St. Louis County Police Chief Jon Belmar said in a press conference Sunday that Brown first pushed the officer into his car and “assaulted him.” He said one shot was fired by the officer’s gun inside the car during the struggle, hitting no one, and that the officer then fired multiple times.

Klinger said that if an investigation shows the earlier struggle did occur as described, even if Brown was fleeing, it could be grounds for justifying the shooting.

Belmar has promised a thorough investigation into the shooting. Ed Magee, a spokesman for Prosecuting Attorney Robert McCulloch, said the office will be reviewing the case — as it does with all officer-involved shootings — for any potential criminal charges.

On Monday, County Executive Charlie Dooley announced that the FBI also will conduct its own investigation.

The FBI would be looking to see whether there was evidence the officer violated federal civil rights laws in his use of deadly force.

Klinger said deadly force reviews differ across the country. Prosecutors may be brought in from the start, or only at the request of the police department after its own review is finished. Some states have coroner’s inquests. He said involvement from the FBI is rarer.

Last year, St.

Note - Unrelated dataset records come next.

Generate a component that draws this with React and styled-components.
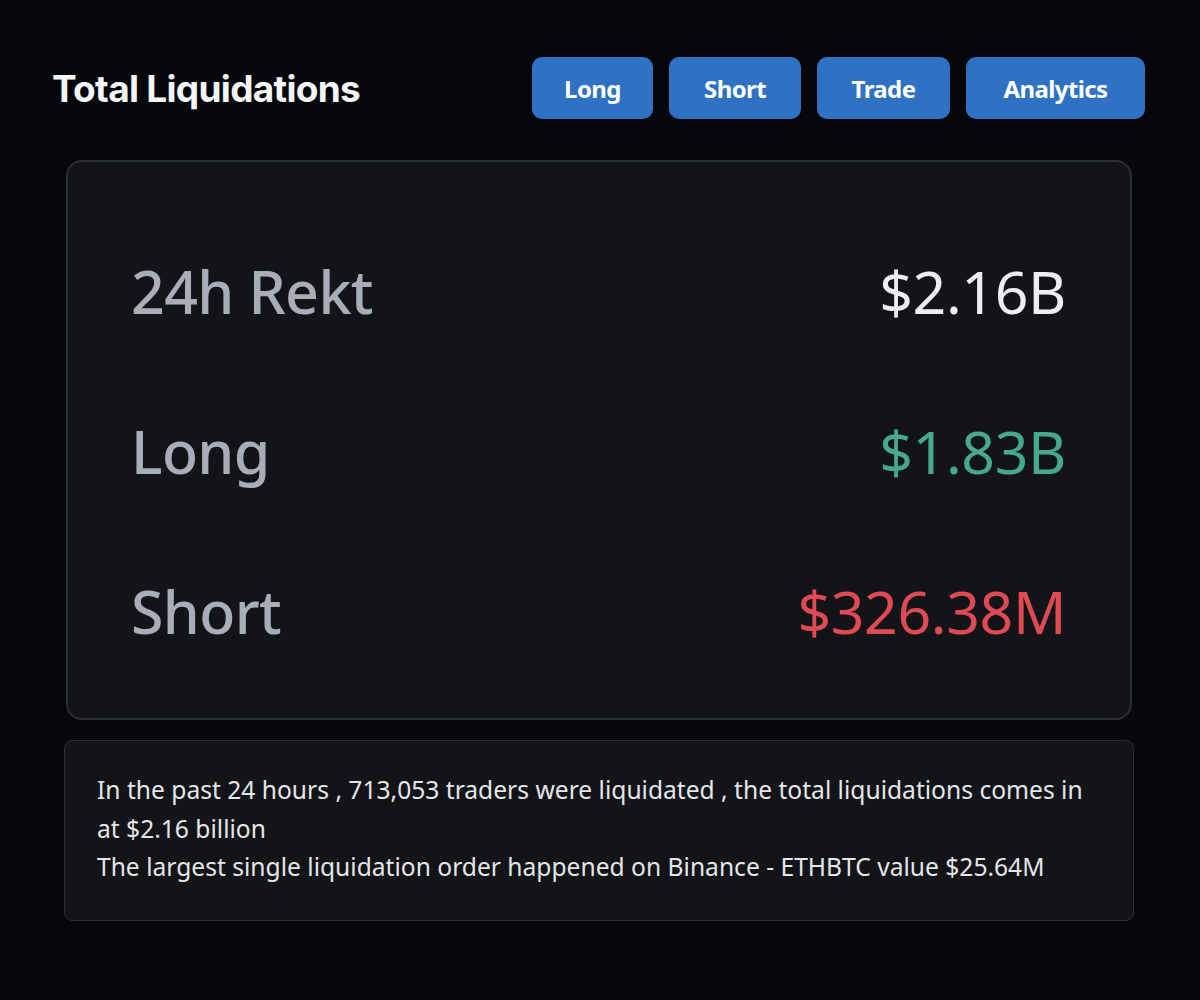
import React from "react"
import styled, { createGlobalStyle } from "styled-components"

const GlobalStyle = createGlobalStyle`
  html, body {
    margin: 0;
    padding: 0;
    background: #05070b;
  }
  body {
    width: 1200px;
    min-height: 1000px;
    font-family: "Noto Sans", "Liberation Sans", sans-serif;
  }
`

const Page = styled.div`
  padding: 57px 55px 0 52px;
`

const Header = styled.div`
  display: flex;
  align-items: center;
  justify-content: space-between;
  height: 62px;
`

const Title = styled.h1`
  margin: 0;
  font-family: Inter, "Liberation Sans", sans-serif;
  font-weight: 700;
  font-size: 37px;
  letter-spacing: -0.7px;
  color: #f4f5f7;
`

const Buttons = styled.div`
  display: flex;
  gap: 16px;
`

const NavButton = styled.button`
  height: 62px;
  min-width: ${(p) => p.$w}px;
  padding: 0 28px;
  border: none;
  border-radius: 10px;
  background: #2f72c3;
  color: #ffffff;
  font-family: "Noto Sans", "Liberation Sans", sans-serif;
  font-weight: 700;
  font-size: 24px;
  letter-spacing: -0.6px;
  cursor: pointer;
`

const Body = styled.div`
  margin: 41px 13px 0 14px;
  display: flex;
  flex-direction: column;
  gap: 20px;
`

const Card = styled.div`
  background: #131418;
  border: 2px solid #2b2e33;
  border-radius: 16px;
  padding: 49px 64px 27px 63px;
`

const Row = styled.div`
  display: flex;
  justify-content: space-between;
  align-items: center;
  height: 160px;
`

const Label = styled.span`
  font-size: 59px;
  font-weight: 500;
  color: #a8aeb7;
  letter-spacing: -0.6px;
`

const Value = styled.span`
  font-size: 59px;
  font-weight: 400;
  color: ${(p) => p.$color};
  letter-spacing: -0.4px;
`

const Info = styled.div`
  margin: 0 -2px;
  background: #131418;
  border: 1px solid #2b2e33;
  border-radius: 8px;
  padding: 30px 40px 33px 32px;
  font-size: 24.6px;
  line-height: 38.5px;
  color: #e4e6e9;
`

const rows = [
  { label: "24h Rekt", value: "$2.16B", color: "#eceef1" },
  { label: "Long", value: "$1.83B", color: "#45a98a" },
  { label: "Short", value: "$326.38M", color: "#e04a55" },
]

const App = () => (
  <>
    <GlobalStyle />
    <Page>
      <Header>
        <Title>Total Liquidations</Title>
        <Buttons>
          <NavButton $w={121}>Long</NavButton>
          <NavButton $w={132}>Short</NavButton>
          <NavButton $w={133}>Trade</NavButton>
          <NavButton $w={179}>Analytics</NavButton>
        </Buttons>
      </Header>
      <Body>
        <Card>
          {rows.map((r) => (
            <Row key={r.label}>
              <Label>{r.label}</Label>
              <Value $color={r.color}>{r.value}</Value>
            </Row>
          ))}
        </Card>
        <Info>
          In the past 24 hours , 713,053 traders were liquidated , the total
          liquidations comes in at $2.16 billion
          <br />
          The largest single liquidation order happened on Binance - ETHBTC
          value $25.64M
        </Info>
      </Body>
    </Page>
  </>
)

export default App
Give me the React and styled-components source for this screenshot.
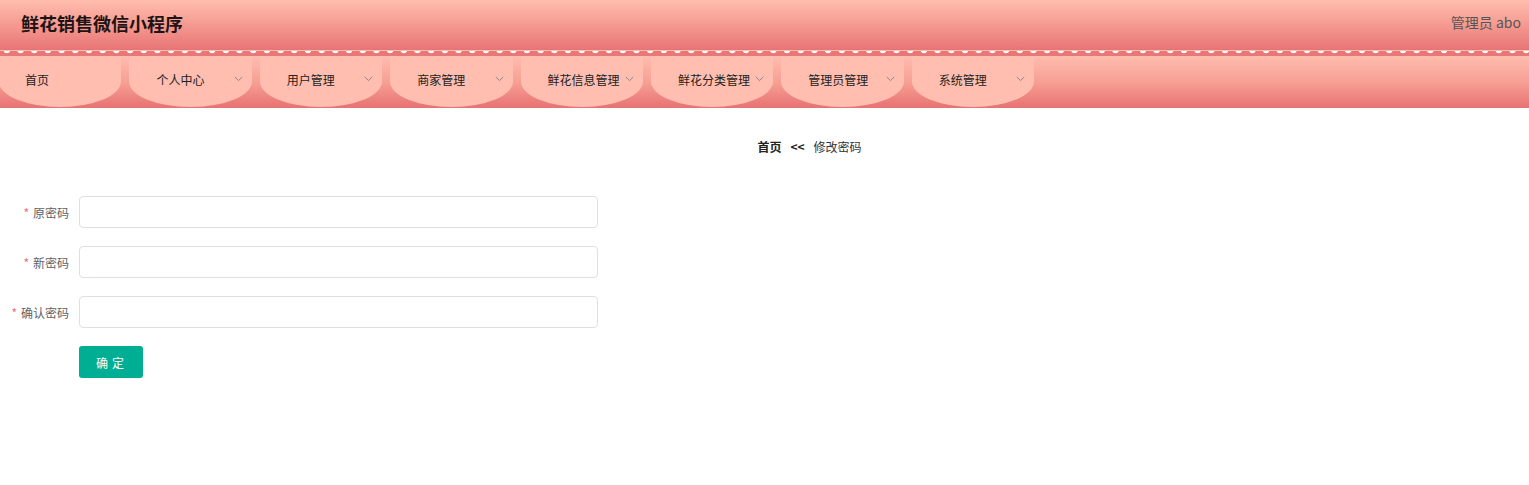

Louis Police Chief Sam Dotson asked the FBI to review his officers’ actions in the case of Cary Ball, 25, who was shot 21 times by police after a car chase on Sept. 27, 2012. Witness accounts had differed on whether Ball had a gun in his hand, and whether he was throwing it aside and surrendering when the shots were fired, or pointing it at officers as they said.

Both the department and the FBI cleared the officers in that case.